The Bell Beaker Culture in All its Forms, 2022

During an archaeological survey carried out in the 1970s by the Gruppo Archeologico Romano (GAR) an important prehistoric settlement was discovered at the site of Torre Crognola, located in northern Latium along the Fiora river, about 3.5 km north of the Etruscan city of Vulci. The survey made it possible to collect in the ploughed fields a large amount of Late Copper Age artefacts, densely distributed over a large area, covering no less than 3 hectares (an extent that ranks in the highest range of contemporary settlements). The material culture of the site is largely attributable to the Bell Beaker culture (in a version that presents interesting comparisons with Sardinia) and the coeval cultural group of central Italy recognised as the Ortucchio facies.

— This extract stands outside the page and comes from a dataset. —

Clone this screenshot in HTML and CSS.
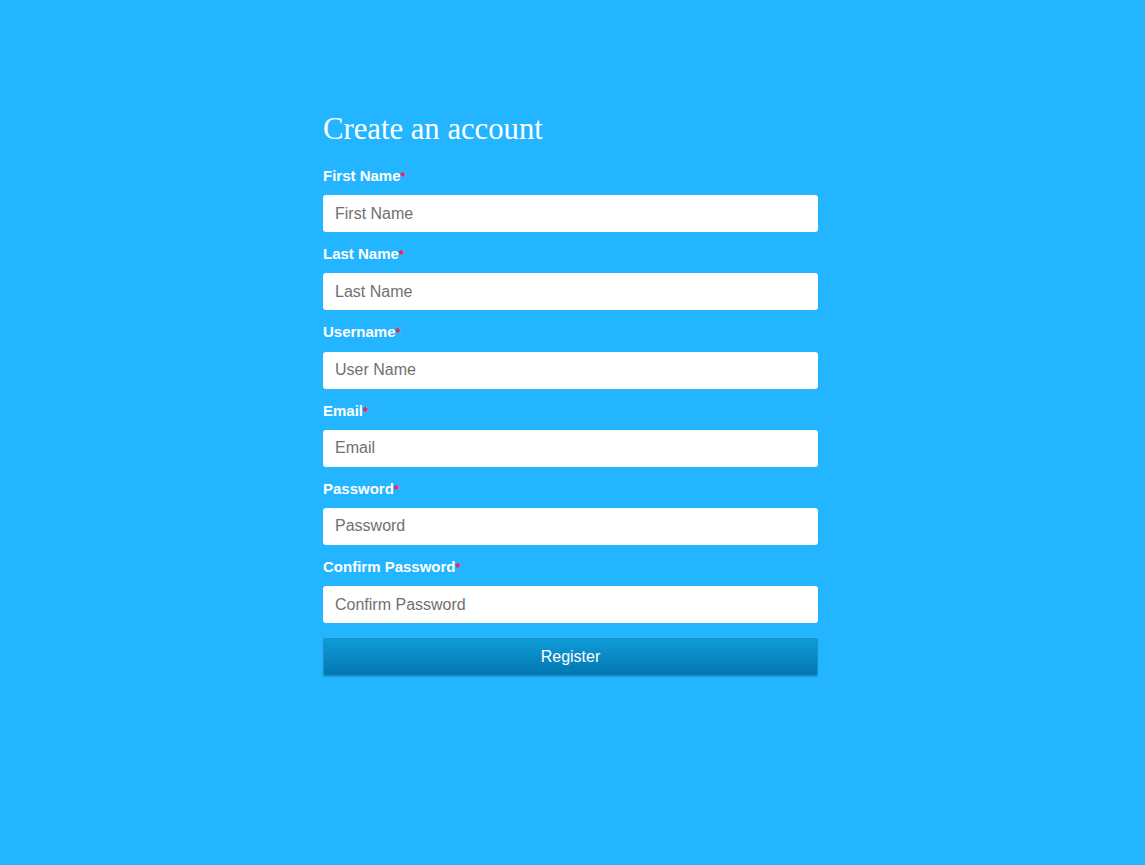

This latter cultural aspect can now be better studied and understood thanks to the detailed chrono-cultural sequence reconstructed through many excavations carried out in the area around Rome, recently completely published in the comprehensive work Roma prima del Mito. The abundance of Bell Beaker pottery and other artefacts of local type, its remarkable extent, and also the presence nearby of several caves and shelters with finds dated to the 4th-2nd millennia BC make the Torre Crognola site an archaeological complex of great potential for the study of the Copper Age, and in particular of the Bell Beaker phenomenon.